I’m running the pre-built version that downloaded with the various Windows installs. Here’s the output from 11.6:
Detected 1 CUDA Capable device(s)
Device 0: "NVIDIA GeForce RTX 2070"
CUDA Driver Version / Runtime Version 11.5 / 11.6
CUDA Capability Major/Minor version number: 7.5
Total amount of global memory: 8192 MBytes (8589606912 bytes)
(36) Multiprocessors, ( 64) CUDA Cores/MP: 2304 CUDA Cores
GPU Max Clock rate: 1440 MHz (1.44 GHz)
Memory Clock rate: 7001 Mhz
Memory Bus Width: 256-bit
L2 Cache Size: 4194304 bytes
Maximum Texture Dimension Size (x,y,z) 1D=(131072), 2D=(131072, 65536), 3D=(16384, 16384, 16384)
Maximum Layered 1D Texture Size, (num) layers 1D=(32768), 2048 layers
Maximum Layered 2D Texture Size, (num) layers 2D=(32768, 32768), 2048 layers
Total amount of constant memory: zu bytes
Total amount of shared memory per block: zu bytes
Total number of registers available per block: 65536
Warp size: 32
Maximum number of threads per multiprocessor: 1024
Maximum number of threads per block: 1024
Max dimension size of a thread block (x,y,z): (1024, 1024, 64)
Max dimension size of a grid size (x,y,z): (2147483647, 65535, 65535)
Maximum memory pitch: zu bytes
Texture alignment: zu bytes
Concurrent copy and kernel execution: Yes with 6 copy engine(s)
Run time limit on kernels: Yes
Integrated GPU sharing Host Memory: No
Support host page-locked memory mapping: Yes
Alignment requirement for Surfaces: Yes
Device has ECC support: Disabled
CUDA Device Driver Mode (TCC or WDDM): WDDM (Windows Display Driver Model)
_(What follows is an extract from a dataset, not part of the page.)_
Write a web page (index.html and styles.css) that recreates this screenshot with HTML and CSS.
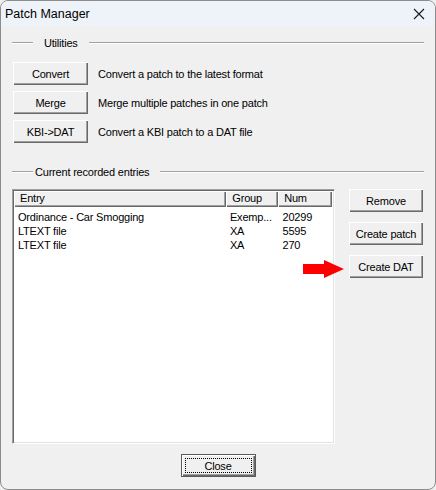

Device supports Unified Addressing (UVA): Yes
Device supports Compute Preemption: Yes
Supports Cooperative Kernel Launch: Yes
Supports MultiDevice Co-op Kernel Launch: No
Device PCI Domain ID / Bus ID / location ID: 0 / 1 / 0
Compute Mode:
< Default (multiple host threads can use ::cudaSetDevice() with device simultaneously) >
deviceQuery, CUDA Driver = CUDART, CUDA Driver Version = 11.5, CUDA Runtime Version = 11.6, NumDevs = 1, Device0 = NVIDIA GeForce RTX 2070
Result = PASS
I must be expressing myself poorly today. The suggestion was to build the app yourself from source code, using MSVC 2019 or newer.
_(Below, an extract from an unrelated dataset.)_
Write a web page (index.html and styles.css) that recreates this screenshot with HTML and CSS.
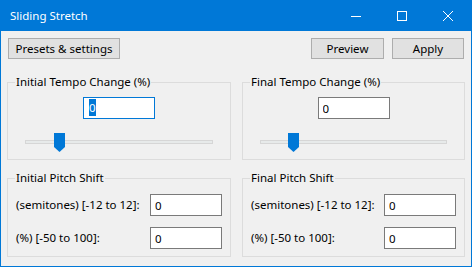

If you wish to report to NVIDIA that they should use an appropriate version of MSVC to compile the shipped executable, you can file a bug report with them. There is a pinned post “How to report a bug” at the top of this forum.
Downloading the source and building with vs2022 does indeed produce the correct results.
I’ll open a bug to fix this in the released builds.